Source excerpt:
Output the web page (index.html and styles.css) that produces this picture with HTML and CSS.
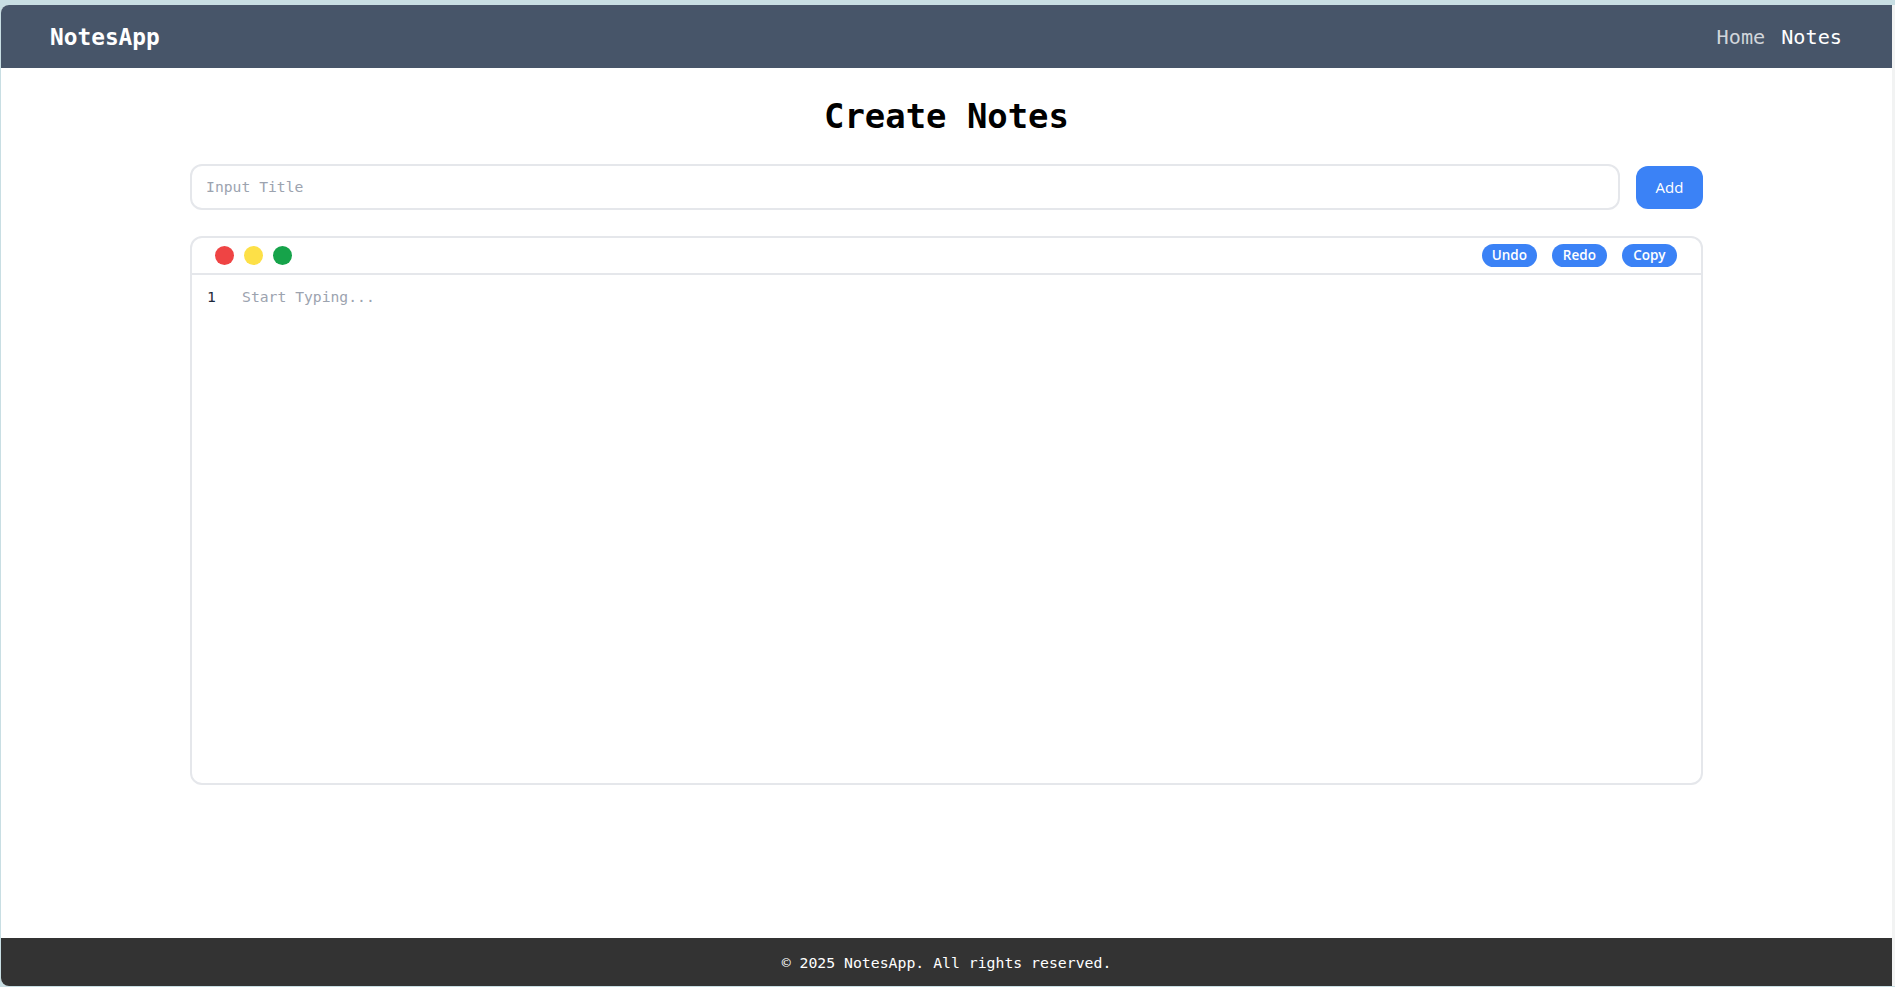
FILE: index.html
```html
<!DOCTYPE html>
<html lang="en">
<head>
<meta charset="utf-8">
<title>NotesApp</title>
<link rel="stylesheet" href="styles.css">
</head>
<body>
  <div class="window">
    <nav class="navbar">
      <a class="brand" href="#">NotesApp</a>
      <div class="nav-links">
        <a class="nav-link" href="#">Home</a>
        <a class="nav-link active" href="#">Notes</a>
      </div>
    </nav>
    <main class="main">
      <h1 class="title">Create Notes</h1>
      <div class="container">
        <div class="title-row">
          <input class="title-input" type="text" placeholder="Input Title">
          <button class="add-btn">Add</button>
        </div>
        <div class="editor">
          <div class="editor-header">
            <div class="dots">
              <span class="dot red"></span>
              <span class="dot yellow"></span>
              <span class="dot green"></span>
            </div>
            <div class="actions">
              <button class="pill">Undo</button>
              <button class="pill">Redo</button>
              <button class="pill">Copy</button>
            </div>
          </div>
          <div class="editor-body">
            <div class="gutter">1</div>
            <textarea class="editor-text" placeholder="Start Typing..."></textarea>
          </div>
        </div>
      </div>
    </main>
    <footer class="footer">© 2025 NotesApp. All rights reserved.</footer>
  </div>
</body>
</html>
```
FILE: styles.css
```css
html, body {
  margin: 0;
  height: 100%;
  background: #c8dee3;
}

body {
  padding: 5px 0 1px 1px;
  box-sizing: border-box;
  display: flex;
  font-family: "DejaVu Sans Mono", monospace;
}

.window {
  flex: 1;
  display: flex;
  flex-direction: column;
  background: #ffffff;
  border-radius: 8px 0 0 8px;
  overflow: hidden;
  border-right: 3px solid #f2f3f3;
}

.navbar {
  flex: none;
  height: 63px;
  background: #475569;
  display: flex;
  align-items: center;
  justify-content: space-between;
  padding: 0 50px 0 49px;
}

.brand {
  color: #ffffff;
  text-decoration: none;
  font-weight: bold;
  font-size: 22.8px;
}

.nav-links {
  display: flex;
  gap: 16px;
}

.nav-link {
  color: #d1d5db;
  text-decoration: none;
  font-size: 20.2px;
}

.nav-link.active {
  color: #ffffff;
}

.main {
  flex: 1;
  display: flex;
  flex-direction: column;
  align-items: center;
}

.title {
  margin: 29px 0 0;
  font-size: 33.9px;
  line-height: 40px;
  font-weight: bold;
  color: #000000;
}

.container {
  width: 80%;
  margin-top: 27px;
}

.title-row {
  display: flex;
  align-items: center;
  gap: 16px;
  height: 46px;
}

.title-input {
  flex: 1;
  height: 46px;
  box-sizing: border-box;
  border: 2px solid #e5e7eb;
  border-radius: 12px;
  padding: 0 14px 1px;
  font-family: "DejaVu Sans Mono", monospace;
  font-size: 14.7px;
  color: #374151;
  outline: none;
}

.title-input::placeholder {
  color: #9ca3af;
}

.add-btn {
  width: 67px;
  height: 43px;
  border: none;
  border-radius: 12px;
  background: #3b82f6;
  color: #ffffff;
  font-family: "Open Sans", sans-serif;
  font-weight: 500;
  font-size: 15px;
  padding: 0;
}

.editor {
  margin-top: 26px;
  height: 549px;
  box-sizing: border-box;
  border: 2px solid #e5e7eb;
  border-radius: 12px;
  display: flex;
  flex-direction: column;
}

.editor-header {
  height: 37px;
  box-sizing: border-box;
  border-bottom: 2px solid #e5e7eb;
  display: flex;
  align-items: center;
  justify-content: space-between;
  padding: 0 24px 0 23px;
}

.dots {
  display: flex;
  gap: 10px;
}

.dot {
  width: 19px;
  height: 19px;
  border-radius: 50%;
}

.dot.red { background: #ef4444; }
.dot.yellow { background: #fde047; }
.dot.green { background: #16a34a; }

.actions {
  display: flex;
  gap: 15px;
}

.pill {
  height: 23px;
  min-width: 55px;
  padding: 0 10px;
  border: none;
  border-radius: 999px;
  background: #3b82f6;
  color: #ffffff;
  font-family: "Open Sans", sans-serif;
  font-weight: 600;
  font-size: 13.5px;
  line-height: 23px;
}

.editor-body {
  flex: 1;
  display: flex;
  padding-top: 12px;
}

.gutter {
  width: 50px;
  box-sizing: border-box;
  padding-left: 15px;
  font-size: 14.7px;
  line-height: 20px;
  color: #1e293b;
}

.editor-text {
  flex: 1;
  border: none;
  outline: none;
  resize: none;
  padding: 0;
  margin: 0;
  background: transparent;
  font-family: "DejaVu Sans Mono", monospace;
  font-size: 14.7px;
  line-height: 20px;
  color: #374151;
}

.editor-text::placeholder {
  color: #9ca3af;
}

.footer {
  flex: none;
  height: 48px;
  background: #333333;
  color: #ffffff;
  display: flex;
  align-items: center;
  justify-content: center;
  font-size: 14.8px;
}
```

Task to complete: Copy out the listing exactly as it stands, but not the pictures.

Written solution:
Output the web page (index.html and styles.css) that produces this picture with HTML and CSS.
FILE: index.html
```html
<!DOCTYPE html>
<html lang="en">
<head>
<meta charset="utf-8">
<title>NotesApp</title>
<link rel="stylesheet" href="styles.css">
</head>
<body>
  <div class="window">
    <nav class="navbar">
      <a class="brand" href="#">NotesApp</a>
      <div class="nav-links">
        <a class="nav-link" href="#">Home</a>
        <a class="nav-link active" href="#">Notes</a>
      </div>
    </nav>
    <main class="main">
      <h1 class="title">Create Notes</h1>
      <div class="container">
        <div class="title-row">
          <input class="title-input" type="text" placeholder="Input Title">
          <button class="add-btn">Add</button>
        </div>
        <div class="editor">
          <div class="editor-header">
            <div class="dots">
              <span class="dot red"></span>
              <span class="dot yellow"></span>
              <span class="dot green"></span>
            </div>
            <div class="actions">
              <button class="pill">Undo</button>
              <button class="pill">Redo</button>
              <button class="pill">Copy</button>
            </div>
          </div>
          <div class="editor-body">
            <div class="gutter">1</div>
            <textarea class="editor-text" placeholder="Start Typing..."></textarea>
          </div>
        </div>
      </div>
    </main>
    <footer class="footer">© 2025 NotesApp. All rights reserved.</footer>
  </div>
</body>
</html>
```
FILE: styles.css
```css
html, body {
  margin: 0;
  height: 100%;
  background: #c8dee3;
}

body {
  padding: 5px 0 1px 1px;
  box-sizing: border-box;
  display: flex;
  font-family: "DejaVu Sans Mono", monospace;
}

.window {
  flex: 1;
  display: flex;
  flex-direction: column;
  background: #ffffff;
  border-radius: 8px 0 0 8px;
  overflow: hidden;
  border-right: 3px solid #f2f3f3;
}

.navbar {
  flex: none;
  height: 63px;
  background: #475569;
  display: flex;
  align-items: center;
  justify-content: space-between;
  padding: 0 50px 0 49px;
}

.brand {
  color: #ffffff;
  text-decoration: none;
  font-weight: bold;
  font-size: 22.8px;
}

.nav-links {
  display: flex;
  gap: 16px;
}

.nav-link {
  color: #d1d5db;
  text-decoration: none;
  font-size: 20.2px;
}

.nav-link.active {
  color: #ffffff;
}

.main {
  flex: 1;
  display: flex;
  flex-direction: column;
  align-items: center;
}

.title {
  margin: 29px 0 0;
  font-size: 33.9px;
  line-height: 40px;
  font-weight: bold;
  color: #000000;
}

.container {
  width: 80%;
  margin-top: 27px;
}

.title-row {
  display: flex;
  align-items: center;
  gap: 16px;
  height: 46px;
}

.title-input {
  flex: 1;
  height: 46px;
  box-sizing: border-box;
  border: 2px solid #e5e7eb;
  border-radius: 12px;
  padding: 0 14px 1px;
  font-family: "DejaVu Sans Mono", monospace;
  font-size: 14.7px;
  color: #374151;
  outline: none;
}

.title-input::placeholder {
  color: #9ca3af;
}

.add-btn {
  width: 67px;
  height: 43px;
  border: none;
  border-radius: 12px;
  background: #3b82f6;
  color: #ffffff;
  font-family: "Open Sans", sans-serif;
  font-weight: 500;
  font-size: 15px;
  padding: 0;
}

.editor {
  margin-top: 26px;
  height: 549px;
  box-sizing: border-box;
  border: 2px solid #e5e7eb;
  border-radius: 12px;
  display: flex;
  flex-direction: column;
}

.editor-header {
  height: 37px;
  box-sizing: border-box;
  border-bottom: 2px solid #e5e7eb;
  display: flex;
  align-items: center;
  justify-content: space-between;
  padding: 0 24px 0 23px;
}

.dots {
  display: flex;
  gap: 10px;
}

.dot {
  width: 19px;
  height: 19px;
  border-radius: 50%;
}

.dot.red { background: #ef4444; }
.dot.yellow { background: #fde047; }
.dot.green { background: #16a34a; }

.actions {
  display: flex;
  gap: 15px;
}

.pill {
  height: 23px;
  min-width: 55px;
  padding: 0 10px;
  border: none;
  border-radius: 999px;
  background: #3b82f6;
  color: #ffffff;
  font-family: "Open Sans", sans-serif;
  font-weight: 600;
  font-size: 13.5px;
  line-height: 23px;
}

.editor-body {
  flex: 1;
  display: flex;
  padding-top: 12px;
}

.gutter {
  width: 50px;
  box-sizing: border-box;
  padding-left: 15px;
  font-size: 14.7px;
  line-height: 20px;
  color: #1e293b;
}

.editor-text {
  flex: 1;
  border: none;
  outline: none;
  resize: none;
  padding: 0;
  margin: 0;
  background: transparent;
  font-family: "DejaVu Sans Mono", monospace;
  font-size: 14.7px;
  line-height: 20px;
  color: #374151;
}

.editor-text::placeholder {
  color: #9ca3af;
}

.footer {
  flex: none;
  height: 48px;
  background: #333333;
  color: #ffffff;
  display: flex;
  align-items: center;
  justify-content: center;
  font-size: 14.8px;
}
```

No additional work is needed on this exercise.